Train Longer: I only trained the model for one epoch (~2400 iterations). That's a pretty low amout of training given the data size, and more training is probably the next best step.

Bigger latent variable: Currently, the latent variable is a vector of 10 real numbers. If we increase this, more information, and therefore more details about the image, can be passed. This has the downside that the model might overfit the current dataset, so we need a balance.

More timesteps: If we give the model more timesteps, it will have more operations in which to update the image, ideally allowing it to create more detail. In addition, the way DRAW is setup has an additional latent variable for every timestep, so more information is passed as well (whether this is good or bad is up for debate).

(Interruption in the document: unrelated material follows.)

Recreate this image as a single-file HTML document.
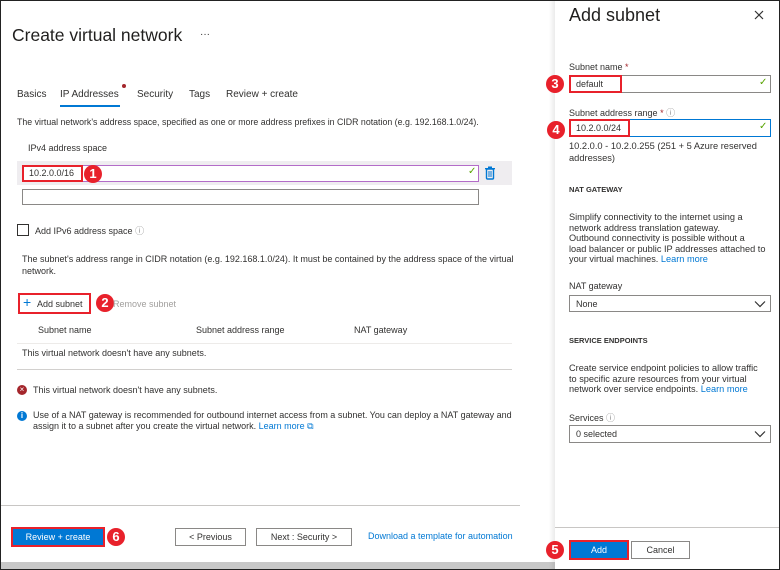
<!DOCTYPE html>
<html><head><style>
*{margin:0;padding:0;box-sizing:border-box}
body{width:780px;height:570px;position:relative;overflow:hidden;background:#fff;font-family:"Liberation Sans",sans-serif;color:#323130;font-size:9px}
.a{position:absolute;white-space:nowrap}
.red{border:2px solid #e8212b}
.c{position:absolute;width:18px;height:18px;border-radius:50%;background:#e8212b;color:#fff;font-size:13px;text-align:center;line-height:18px;font-weight:bold}
.inp{position:absolute;border:1px solid #8a8886;background:#fff}
.btn{position:absolute;border:1px solid #8a8886;background:#fff;text-align:center;font-size:9px;line-height:16px}
.blue{background:#0078d4;color:#fff}
.lnk{color:#0078d4}
.h{font-weight:bold;font-size:7.5px;color:#323130}
.chev{position:absolute;width:12px;height:8px}
</style></head><body>
<div class="a" style="left:0;top:0;width:780px;height:570px;border:1px solid #222;z-index:5;pointer-events:none"></div>
<div class="a" style="left:0;top:562px;width:555px;height:8px;background:#c8c8c8"></div>

<div class="a" style="left:12px;top:25px;font-size:17.5px;color:#201f1e">Create virtual network</div>
<div class="a" style="left:200px;top:29px;font-size:10px">···</div>

<div class="a" style="left:17px;top:89px;font-size:10px">Basics</div>
<div class="a" style="left:60px;top:89px;font-size:10px">IP Addresses</div>
<div class="a" style="left:122px;top:84px;width:4px;height:4px;border-radius:50%;background:#a4262c"></div>
<div class="a" style="left:60px;top:105px;width:60px;height:2px;background:#0078d4"></div>
<div class="a" style="left:137px;top:89px;font-size:10px">Security</div>
<div class="a" style="left:189px;top:89px;font-size:10px">Tags</div>
<div class="a" style="left:226px;top:89px;font-size:10px">Review + create</div>

<div class="a" style="left:17px;top:117px;font-size:8.8px">The virtual network's address space, specified as one or more address prefixes in CIDR notation (e.g. 192.168.1.0/24).</div>
<div class="a" style="left:28px;top:143px">IPv4 address space</div>
<div class="a" style="left:17px;top:161px;width:495px;height:24px;background:#efedf0"></div>
<div class="inp" style="left:22px;top:165px;width:457px;height:17px;border-color:#b36cc8"></div>
<div class="a red" style="left:22px;top:165px;width:61px;height:17px;background:#fff"></div>
<div class="a" style="left:29px;top:168px">10.2.0.0/16</div>
<div class="c" style="left:84px;top:165px">1</div>
<div class="a" style="left:468px;top:166px;color:#57a300;font-size:10px">✓</div>
<svg class="a" style="left:484px;top:166px" width="12" height="14" viewBox="0 0 12 14"><rect x="2.5" y="3" width="7" height="10" rx="1" fill="none" stroke="#0078d4" stroke-width="1.4"/><rect x="1" y="2" width="10" height="1.4" fill="#0078d4"/><rect x="4" y="0.5" width="4" height="1.6" fill="#0078d4"/><path d="M5 5v6M7 5v6" stroke="#0078d4"/></svg>
<div class="inp" style="left:22px;top:189px;width:457px;height:16px"></div>

<div class="a" style="left:17px;top:224px;width:12px;height:12px;border:1px solid #323130"></div>
<div class="a" style="left:35px;top:224px">Add IPv6 address space <span style="color:#888">ⓘ</span></div>
<div class="a" style="left:22px;top:253px;line-height:12px;white-space:normal;width:515px">The subnet's address range in CIDR notation (e.g. 192.168.1.0/24). It must be contained by the address space of the virtual network.</div>

<div class="a red" style="left:18px;top:293px;width:73px;height:21px"></div>
<div class="a" style="left:23px;top:295px;color:#0078d4;font-size:14px;line-height:14px">+</div>
<div class="a" style="left:37px;top:299px">Add subnet</div>
<div class="c" style="left:96px;top:294px">2</div>
<div class="a" style="left:113px;top:299px;color:#a19f9d">Remove subnet</div>

<div class="a" style="left:38px;top:325px">Subnet name</div>
<div class="a" style="left:196px;top:325px">Subnet address range</div>
<div class="a" style="left:354px;top:325px">NAT gateway</div>
<div class="a" style="left:17px;top:343px;width:495px;height:1px;background:#edebe9"></div>
<div class="a" style="left:22px;top:348px">This virtual network doesn't have any subnets.</div>
<div class="a" style="left:17px;top:369px;width:495px;height:1px;background:#d2d0ce"></div>

<div class="a" style="left:17px;top:385px;width:10px;height:10px;border-radius:50%;background:#a4262c;color:#fff;font-size:8px;text-align:center;line-height:10px">×</div>
<div class="a" style="left:33px;top:385px">This virtual network doesn't have any subnets.</div>
<div class="a" style="left:17px;top:411px;width:10px;height:10px;border-radius:50%;background:#0078d4;color:#fff;font-size:8px;text-align:center;line-height:10px;font-weight:bold">i</div>
<div class="a" style="left:33px;top:410px;line-height:11px">Use of a NAT gateway is recommended for outbound internet access from a subnet. You can deploy a NAT gateway and<br>assign it to a subnet after you create the virtual network. <span class="lnk">Learn more ⧉</span></div>

<div class="a" style="left:0;top:505px;width:520px;height:1px;background:#c8c6c4"></div>
<div class="a red blue" style="left:11px;top:527px;width:94px;height:20px;text-align:center;line-height:16px">Review + create</div>
<div class="c" style="left:107px;top:528px">6</div>
<div class="btn" style="left:175px;top:528px;width:71px;height:18px">&lt; Previous</div>
<div class="btn" style="left:256px;top:528px;width:96px;height:18px">Next : Security &gt;</div>
<div class="a lnk" style="left:368px;top:531px">Download a template for automation</div>

<!-- right panel -->
<div class="a" style="left:549px;top:0;width:6px;height:570px;background:linear-gradient(to right,rgba(0,0,0,0),rgba(0,0,0,0.08))"></div>
<div class="a" style="left:555px;top:0;width:225px;height:570px;background:#fff"></div>
<div class="a" style="left:569px;top:5px;font-size:18px;color:#201f1e">Add subnet</div>
<svg class="a" style="left:754px;top:10px" width="10" height="10"><path d="M1 1L9 9M9 1L1 9" stroke="#333" stroke-width="1.2"/></svg>

<div class="a" style="left:569px;top:62px">Subnet name <span style="color:#a4262c">*</span></div>
<div class="inp" style="left:569px;top:75px;width:202px;height:18px"></div>
<div class="a red" style="left:569px;top:75px;width:53px;height:18px"></div>
<div class="a" style="left:576px;top:79px">default</div>
<div class="a" style="left:759px;top:77px;color:#57a300;font-size:10px">✓</div>
<div class="c" style="left:546px;top:75px">3</div>

<div class="a" style="left:569px;top:106px">Subnet address range <span style="color:#a4262c">*</span> <span style="color:#888">ⓘ</span></div>
<div class="inp" style="left:569px;top:119px;width:202px;height:18px;border:1.5px solid #0078d4"></div>
<div class="a red" style="left:569px;top:119px;width:61px;height:18px"></div>
<div class="a" style="left:576px;top:123px">10.2.0.0/24</div>
<div class="a" style="left:759px;top:121px;color:#57a300;font-size:10px">✓</div>
<div class="c" style="left:547px;top:121px">4</div>
<div class="a" style="left:569px;top:140px;line-height:12px;font-size:9.3px">10.2.0.0 - 10.2.0.255 (251 + 5 Azure reserved<br>addresses)</div>

<div class="a h" style="left:569px;top:185px">NAT GATEWAY</div>
<div class="a" style="left:569px;top:212px;line-height:10.6px;font-size:9.2px">Simplify connectivity to the internet using a<br>network address translation gateway.<br>Outbound connectivity is possible without a<br>load balancer or public IP addresses attached to<br>your virtual machines. <span class="lnk">Learn more</span></div>
<div class="a" style="left:569px;top:281px">NAT gateway</div>
<div class="inp" style="left:569px;top:295px;width:202px;height:17px"></div>
<div class="a" style="left:576px;top:299px">None</div>
<svg class="chev" style="left:754px;top:300px"><path d="M1 1.5L6 6.5L11 1.5" fill="none" stroke="#333" stroke-width="1.2"/></svg>

<div class="a h" style="left:569px;top:336px">SERVICE ENDPOINTS</div>
<div class="a" style="left:569px;top:363px;line-height:10.6px;font-size:9.2px">Create service endpoint policies to allow traffic<br>to specific azure resources from your virtual<br>network over service endpoints. <span class="lnk">Learn more</span></div>
<div class="a" style="left:569px;top:411px">Services <span style="color:#888">ⓘ</span></div>
<div class="inp" style="left:569px;top:425px;width:202px;height:18px"></div>
<div class="a" style="left:576px;top:429px">0 selected</div>
<svg class="chev" style="left:754px;top:430px"><path d="M1 1.5L6 6.5L11 1.5" fill="none" stroke="#333" stroke-width="1.2"/></svg>

<div class="a" style="left:555px;top:527px;width:225px;height:1px;background:#c8c6c4"></div>
<div class="a red blue" style="left:569px;top:540px;width:60px;height:20px;text-align:center;line-height:16px">Add</div>
<div class="btn" style="left:631px;top:541px;width:59px;height:18px">Cancel</div>
<div class="c" style="left:546px;top:541px">5</div>
</body></html>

Better loss function: In our color DRAW model, we're using an L2 pixel-by-pixel loss. The problem here is the model may get stuck in the middle of two possibilities. For example, if a certain pixel could either be bright red or completely black, the model would converge to the average of a dark red, which is neither of the options. This is why it's often better to be using classification rather than regression, as an average may often be incorrect.

The paper Autoencoding beyond pixels using a learned similarity metric describes a combination of a generative adversial network and a variational autoencoder.

In short, a generative adversial network naturally trains a discriminator network which attempts to tell real and fake images apart. It will take some tweaking, but we can use this discriminator as a measurement of how close we are to an original image, rather than an L2 loss.

Using the GAN usually leads to more crisp images, as we don't suffer from blurriness caused by converging to an average as described above. The downsides are that we introduce more parameters to train, and the GAN has a chance to become unstable and diverge.

As usual, the code for this project can be found on my Github.